Snap has struggled financially for months. In May, Spiegel wrote in an internal memo that the company would miss its revenue goals for the second quarter of the year, according to a report in Tech Crunch.
The company grew by 11% but missed its target of 25% growth.
“Our forward-looking revenue visibility remains limited, and our current year-over-year QTD revenue growth of 8% is well below what we were expecting earlier this year,” Spiegel wrote in a company memo, which was also posted on Snap’s website. “For planning purposes we have modeled a range of outcomes, some of which assume that low revenue growth continues into next year, and we have built our 2023 plan to generate free cash flow even in a low growth scenario.”

Twitter is in a legal death fight with the world’s richest man — Elon Musk.
First, Musk and, more recently, Twitter’s former head of security are alleging that the company is misrepresenting how many of its users are actually bots.

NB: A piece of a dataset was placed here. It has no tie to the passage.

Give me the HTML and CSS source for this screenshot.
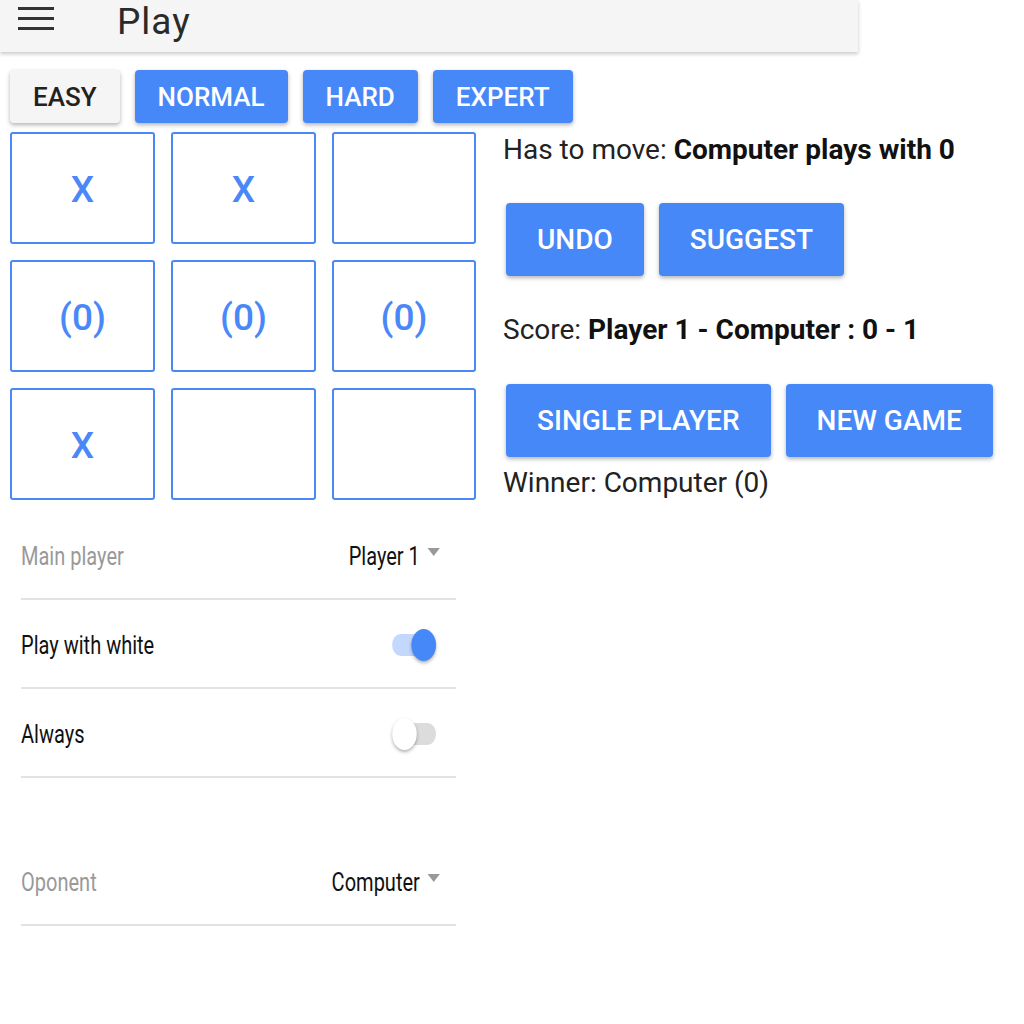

“Lawyers for Elon Musk subpoenaed a whistle-blower who says Twitter Inc. officials didn’t know or care to find out how many of the social-media platform’s accounts were spam and robot accounts as the billionaire seeks to cancel a $44 billion buyout of the company,” reports Aljazeera.
The highly respected Peiter Zatko, Twitter’s ex-head of security, said in a whistleblower lawsuit last week that the company had “egregious deficiencies” in its defenses against hackers and lacked concern for privacy issues. Zatko also said he raised concerns to company officials about the number of bots on the system and that those apprehensions were ignored.
But Musk and Zalko's claims about the percentage of Twitter's accounts are bots are dwarfed by a more recent accusation.
Dan Woods, Global Head of Intelligence at cybersecurity company F5, told The Australian that more than 80% of Twitter accounts "are probably bots."
"Before joining F5, he spent more than 20 years with local, state, and federal law enforcement and intelligence organizations, including the FBI as a special agent, where he investigated cyber terrorism; and the CIA as a technical operations officer, where he specialized in cyber operations," according to his bio.
Twitter has claimed only 5% of its accounts are fakes.
Meta is setting up a product organization to identify and build “possible paid features” for Facebook, Instagram, and WhatsApp, according to an internal memo sent to employees last week that was obtained by The Verge.
Meta's stock has fallen from a 52-week high of $384 a share and closed on Friday at $160 a share -- a 58% loss in value.
"The new division is Meta’s first serious foray into building paid features across its main social apps, all three of which boast billions of users. It’s being set up after Meta’s ads business was severely hurt by Apple’s ad tracking changes on iOS and a broader pullback in digital ad spending. The group, called New Monetization Experiences, will be led by Pratiti Raychoudhury, who was previously Meta’s head of research," reports The Verge.